• STATED GOAL:
Count the lines below that contain "drawn". Give only the number.

• DATA SHOWN:
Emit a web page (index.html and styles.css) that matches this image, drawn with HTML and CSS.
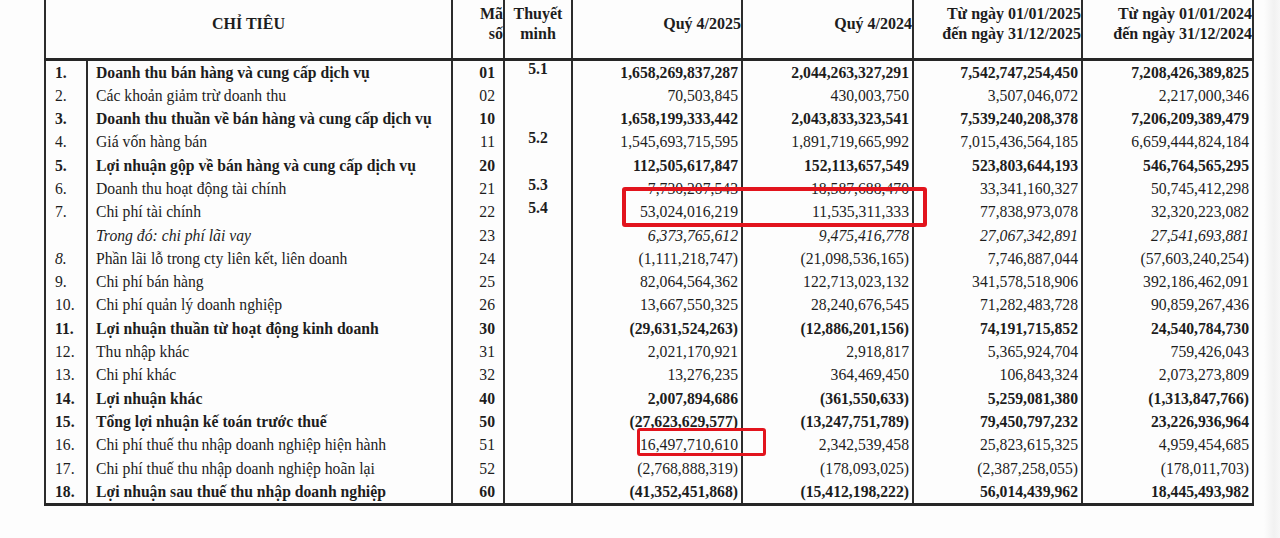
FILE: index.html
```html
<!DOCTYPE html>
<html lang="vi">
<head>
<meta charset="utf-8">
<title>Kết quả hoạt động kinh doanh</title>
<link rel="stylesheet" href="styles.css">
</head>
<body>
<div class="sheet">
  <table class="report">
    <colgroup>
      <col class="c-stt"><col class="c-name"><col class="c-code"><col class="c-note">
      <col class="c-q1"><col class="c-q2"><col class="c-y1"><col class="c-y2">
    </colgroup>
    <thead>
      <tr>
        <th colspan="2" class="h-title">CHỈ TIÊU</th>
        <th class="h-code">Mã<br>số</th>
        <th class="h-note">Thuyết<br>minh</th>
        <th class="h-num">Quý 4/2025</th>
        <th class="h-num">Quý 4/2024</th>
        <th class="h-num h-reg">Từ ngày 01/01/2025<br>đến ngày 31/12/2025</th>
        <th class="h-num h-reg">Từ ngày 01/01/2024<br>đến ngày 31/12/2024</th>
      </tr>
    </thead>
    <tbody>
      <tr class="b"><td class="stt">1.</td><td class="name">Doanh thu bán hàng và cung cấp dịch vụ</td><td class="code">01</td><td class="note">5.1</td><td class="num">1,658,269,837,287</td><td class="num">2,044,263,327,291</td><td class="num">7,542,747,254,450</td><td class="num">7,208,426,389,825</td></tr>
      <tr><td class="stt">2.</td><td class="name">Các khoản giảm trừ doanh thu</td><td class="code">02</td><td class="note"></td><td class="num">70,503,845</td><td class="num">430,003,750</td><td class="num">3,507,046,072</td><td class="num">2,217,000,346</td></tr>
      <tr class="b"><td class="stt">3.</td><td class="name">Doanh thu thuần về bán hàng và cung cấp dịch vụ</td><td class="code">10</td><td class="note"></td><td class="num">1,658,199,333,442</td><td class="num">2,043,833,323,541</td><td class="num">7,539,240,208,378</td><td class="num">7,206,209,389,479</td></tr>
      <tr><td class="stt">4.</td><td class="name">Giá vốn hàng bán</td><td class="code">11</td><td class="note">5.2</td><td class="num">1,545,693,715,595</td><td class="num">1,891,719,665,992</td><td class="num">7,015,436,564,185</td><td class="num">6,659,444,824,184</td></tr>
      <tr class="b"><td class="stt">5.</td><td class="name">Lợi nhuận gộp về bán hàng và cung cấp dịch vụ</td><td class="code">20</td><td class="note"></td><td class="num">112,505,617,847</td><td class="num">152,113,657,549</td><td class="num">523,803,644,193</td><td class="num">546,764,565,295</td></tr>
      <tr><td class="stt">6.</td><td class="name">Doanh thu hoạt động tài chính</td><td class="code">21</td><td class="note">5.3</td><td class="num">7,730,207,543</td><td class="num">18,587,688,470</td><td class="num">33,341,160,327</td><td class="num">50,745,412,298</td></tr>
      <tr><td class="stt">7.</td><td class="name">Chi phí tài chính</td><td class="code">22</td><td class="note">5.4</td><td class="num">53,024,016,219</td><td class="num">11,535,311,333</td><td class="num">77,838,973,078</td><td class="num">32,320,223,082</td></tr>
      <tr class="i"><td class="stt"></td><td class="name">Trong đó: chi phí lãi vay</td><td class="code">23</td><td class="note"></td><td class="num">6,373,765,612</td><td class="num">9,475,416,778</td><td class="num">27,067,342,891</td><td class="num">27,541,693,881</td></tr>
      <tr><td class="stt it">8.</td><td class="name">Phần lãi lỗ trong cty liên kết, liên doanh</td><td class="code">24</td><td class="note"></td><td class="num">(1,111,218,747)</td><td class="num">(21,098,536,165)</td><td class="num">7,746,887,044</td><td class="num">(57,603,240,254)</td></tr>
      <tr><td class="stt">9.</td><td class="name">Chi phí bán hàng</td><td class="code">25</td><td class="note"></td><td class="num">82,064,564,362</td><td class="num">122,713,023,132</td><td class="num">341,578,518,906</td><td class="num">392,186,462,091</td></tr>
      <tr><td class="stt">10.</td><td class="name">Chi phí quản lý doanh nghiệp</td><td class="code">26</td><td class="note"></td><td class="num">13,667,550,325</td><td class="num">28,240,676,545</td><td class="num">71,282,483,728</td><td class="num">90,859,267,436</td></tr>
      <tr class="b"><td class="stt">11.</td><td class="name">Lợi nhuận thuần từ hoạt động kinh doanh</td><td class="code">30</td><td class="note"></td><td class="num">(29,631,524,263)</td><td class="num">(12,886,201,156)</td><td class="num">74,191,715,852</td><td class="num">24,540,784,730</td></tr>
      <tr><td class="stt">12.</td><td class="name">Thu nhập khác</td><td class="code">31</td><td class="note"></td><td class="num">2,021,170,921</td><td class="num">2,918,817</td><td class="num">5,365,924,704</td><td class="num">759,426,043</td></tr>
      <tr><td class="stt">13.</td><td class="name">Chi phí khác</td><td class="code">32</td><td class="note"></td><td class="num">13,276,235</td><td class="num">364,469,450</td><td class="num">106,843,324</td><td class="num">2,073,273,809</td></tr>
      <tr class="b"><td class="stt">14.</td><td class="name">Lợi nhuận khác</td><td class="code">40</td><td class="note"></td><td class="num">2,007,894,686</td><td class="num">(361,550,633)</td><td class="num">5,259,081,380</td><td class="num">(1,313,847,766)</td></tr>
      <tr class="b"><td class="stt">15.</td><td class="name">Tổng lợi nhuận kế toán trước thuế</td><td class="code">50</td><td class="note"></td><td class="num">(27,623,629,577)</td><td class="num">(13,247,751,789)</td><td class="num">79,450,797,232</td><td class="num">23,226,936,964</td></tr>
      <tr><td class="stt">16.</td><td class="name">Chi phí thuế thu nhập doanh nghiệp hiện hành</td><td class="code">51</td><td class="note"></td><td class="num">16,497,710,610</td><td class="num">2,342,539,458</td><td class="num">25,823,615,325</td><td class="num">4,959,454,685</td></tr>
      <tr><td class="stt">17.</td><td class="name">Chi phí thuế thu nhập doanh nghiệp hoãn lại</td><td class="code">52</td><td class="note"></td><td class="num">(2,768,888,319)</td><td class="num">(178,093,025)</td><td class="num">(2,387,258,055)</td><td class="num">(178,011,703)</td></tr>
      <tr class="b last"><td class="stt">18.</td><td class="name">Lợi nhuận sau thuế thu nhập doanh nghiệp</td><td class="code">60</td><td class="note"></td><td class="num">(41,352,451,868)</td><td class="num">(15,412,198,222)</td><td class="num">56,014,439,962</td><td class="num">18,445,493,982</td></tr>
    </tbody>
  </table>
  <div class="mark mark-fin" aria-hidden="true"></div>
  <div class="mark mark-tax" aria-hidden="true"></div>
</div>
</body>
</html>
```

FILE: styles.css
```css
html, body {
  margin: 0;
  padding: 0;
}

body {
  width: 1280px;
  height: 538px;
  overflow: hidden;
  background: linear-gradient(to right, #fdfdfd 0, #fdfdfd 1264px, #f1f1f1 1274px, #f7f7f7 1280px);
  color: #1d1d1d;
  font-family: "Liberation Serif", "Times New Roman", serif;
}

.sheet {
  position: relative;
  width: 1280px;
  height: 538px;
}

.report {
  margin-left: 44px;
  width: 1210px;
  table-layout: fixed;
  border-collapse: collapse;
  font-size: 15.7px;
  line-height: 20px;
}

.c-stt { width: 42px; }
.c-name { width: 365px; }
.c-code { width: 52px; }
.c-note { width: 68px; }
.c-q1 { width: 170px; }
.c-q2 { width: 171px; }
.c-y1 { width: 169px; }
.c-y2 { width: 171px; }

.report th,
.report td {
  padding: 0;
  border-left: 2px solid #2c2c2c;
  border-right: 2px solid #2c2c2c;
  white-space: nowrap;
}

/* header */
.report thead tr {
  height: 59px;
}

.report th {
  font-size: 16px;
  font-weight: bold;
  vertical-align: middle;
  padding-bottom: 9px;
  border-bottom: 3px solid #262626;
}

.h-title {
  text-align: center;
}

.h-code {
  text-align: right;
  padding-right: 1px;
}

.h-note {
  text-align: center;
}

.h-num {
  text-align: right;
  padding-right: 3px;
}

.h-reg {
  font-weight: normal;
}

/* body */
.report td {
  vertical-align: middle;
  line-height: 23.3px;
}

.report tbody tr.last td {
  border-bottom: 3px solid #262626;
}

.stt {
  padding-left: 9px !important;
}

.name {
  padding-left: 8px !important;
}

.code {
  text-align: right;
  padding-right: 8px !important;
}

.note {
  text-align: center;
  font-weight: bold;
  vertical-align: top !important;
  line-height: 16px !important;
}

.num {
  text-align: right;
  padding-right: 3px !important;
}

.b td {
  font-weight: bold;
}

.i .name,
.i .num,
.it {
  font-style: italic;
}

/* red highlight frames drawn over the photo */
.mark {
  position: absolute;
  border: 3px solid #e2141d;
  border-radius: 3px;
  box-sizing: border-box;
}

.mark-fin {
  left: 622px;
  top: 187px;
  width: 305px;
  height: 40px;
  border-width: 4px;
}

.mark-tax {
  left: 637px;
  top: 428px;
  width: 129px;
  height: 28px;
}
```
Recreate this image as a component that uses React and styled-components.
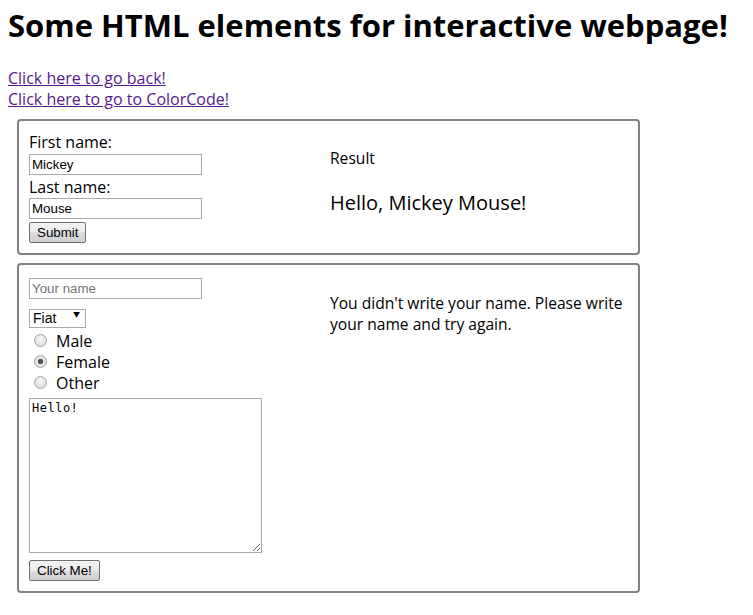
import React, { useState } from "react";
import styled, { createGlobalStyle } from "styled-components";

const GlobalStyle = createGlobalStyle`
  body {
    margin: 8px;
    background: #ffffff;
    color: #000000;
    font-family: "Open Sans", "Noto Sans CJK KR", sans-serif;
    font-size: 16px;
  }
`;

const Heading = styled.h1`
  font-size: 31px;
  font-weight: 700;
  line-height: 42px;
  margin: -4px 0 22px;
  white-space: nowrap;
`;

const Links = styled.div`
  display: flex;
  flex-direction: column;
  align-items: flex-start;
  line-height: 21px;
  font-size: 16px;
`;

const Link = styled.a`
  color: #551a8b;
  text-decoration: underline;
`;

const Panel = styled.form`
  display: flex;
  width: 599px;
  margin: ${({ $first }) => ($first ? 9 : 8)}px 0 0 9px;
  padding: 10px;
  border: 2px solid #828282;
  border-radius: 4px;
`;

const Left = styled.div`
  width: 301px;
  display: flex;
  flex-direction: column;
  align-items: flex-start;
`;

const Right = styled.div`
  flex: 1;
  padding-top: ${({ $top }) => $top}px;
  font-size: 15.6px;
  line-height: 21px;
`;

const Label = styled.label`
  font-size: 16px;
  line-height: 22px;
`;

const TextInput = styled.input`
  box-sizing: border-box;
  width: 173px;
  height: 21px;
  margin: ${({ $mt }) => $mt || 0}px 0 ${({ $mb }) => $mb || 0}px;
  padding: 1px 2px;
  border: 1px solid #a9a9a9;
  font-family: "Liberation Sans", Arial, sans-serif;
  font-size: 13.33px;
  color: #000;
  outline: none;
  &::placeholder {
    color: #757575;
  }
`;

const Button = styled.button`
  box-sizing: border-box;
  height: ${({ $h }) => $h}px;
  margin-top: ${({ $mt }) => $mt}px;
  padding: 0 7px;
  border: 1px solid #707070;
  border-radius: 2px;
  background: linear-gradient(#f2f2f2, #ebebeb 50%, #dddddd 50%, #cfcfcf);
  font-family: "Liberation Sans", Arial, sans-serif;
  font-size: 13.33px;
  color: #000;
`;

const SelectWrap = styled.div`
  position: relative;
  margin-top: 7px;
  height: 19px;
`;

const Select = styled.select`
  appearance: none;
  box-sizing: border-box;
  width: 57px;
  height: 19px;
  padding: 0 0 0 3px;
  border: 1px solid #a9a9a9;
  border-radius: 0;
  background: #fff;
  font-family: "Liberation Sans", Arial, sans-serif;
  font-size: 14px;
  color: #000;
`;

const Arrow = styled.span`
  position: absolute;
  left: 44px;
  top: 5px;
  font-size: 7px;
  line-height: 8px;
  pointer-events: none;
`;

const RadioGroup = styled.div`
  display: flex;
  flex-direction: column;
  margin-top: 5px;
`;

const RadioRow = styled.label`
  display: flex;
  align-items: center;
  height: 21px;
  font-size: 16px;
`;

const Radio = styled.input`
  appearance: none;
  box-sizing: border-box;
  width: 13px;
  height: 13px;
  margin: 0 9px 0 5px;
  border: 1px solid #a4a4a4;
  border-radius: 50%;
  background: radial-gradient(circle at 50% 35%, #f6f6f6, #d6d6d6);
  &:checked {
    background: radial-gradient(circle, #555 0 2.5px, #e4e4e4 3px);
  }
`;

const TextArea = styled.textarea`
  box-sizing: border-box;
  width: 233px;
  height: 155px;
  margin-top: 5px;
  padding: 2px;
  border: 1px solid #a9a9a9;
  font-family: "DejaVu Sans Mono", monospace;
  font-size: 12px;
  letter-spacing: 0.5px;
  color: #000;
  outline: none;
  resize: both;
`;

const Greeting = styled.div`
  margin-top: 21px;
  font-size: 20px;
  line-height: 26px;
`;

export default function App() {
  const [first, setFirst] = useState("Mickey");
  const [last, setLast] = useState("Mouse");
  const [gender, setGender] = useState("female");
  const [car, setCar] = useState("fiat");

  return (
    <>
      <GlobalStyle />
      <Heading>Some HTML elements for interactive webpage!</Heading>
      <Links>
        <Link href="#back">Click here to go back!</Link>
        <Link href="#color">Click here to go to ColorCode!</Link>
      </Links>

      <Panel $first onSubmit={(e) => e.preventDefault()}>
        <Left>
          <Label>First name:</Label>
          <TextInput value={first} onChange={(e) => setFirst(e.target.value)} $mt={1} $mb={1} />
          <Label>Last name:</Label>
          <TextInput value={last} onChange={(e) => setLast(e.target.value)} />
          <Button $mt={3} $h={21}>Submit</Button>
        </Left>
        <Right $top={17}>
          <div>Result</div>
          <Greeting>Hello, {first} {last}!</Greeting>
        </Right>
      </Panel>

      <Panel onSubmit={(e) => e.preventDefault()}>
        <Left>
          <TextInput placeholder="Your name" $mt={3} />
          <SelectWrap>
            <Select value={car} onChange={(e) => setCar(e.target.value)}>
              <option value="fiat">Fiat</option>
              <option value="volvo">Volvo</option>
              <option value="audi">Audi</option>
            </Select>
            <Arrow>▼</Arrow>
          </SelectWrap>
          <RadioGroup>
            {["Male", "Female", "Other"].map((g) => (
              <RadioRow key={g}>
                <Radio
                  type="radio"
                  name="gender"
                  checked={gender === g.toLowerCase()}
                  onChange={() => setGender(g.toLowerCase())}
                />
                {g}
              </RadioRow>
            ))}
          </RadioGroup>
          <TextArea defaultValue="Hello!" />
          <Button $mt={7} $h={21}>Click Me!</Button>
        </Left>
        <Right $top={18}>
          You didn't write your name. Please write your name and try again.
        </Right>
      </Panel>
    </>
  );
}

• TASK SOLUTION:
2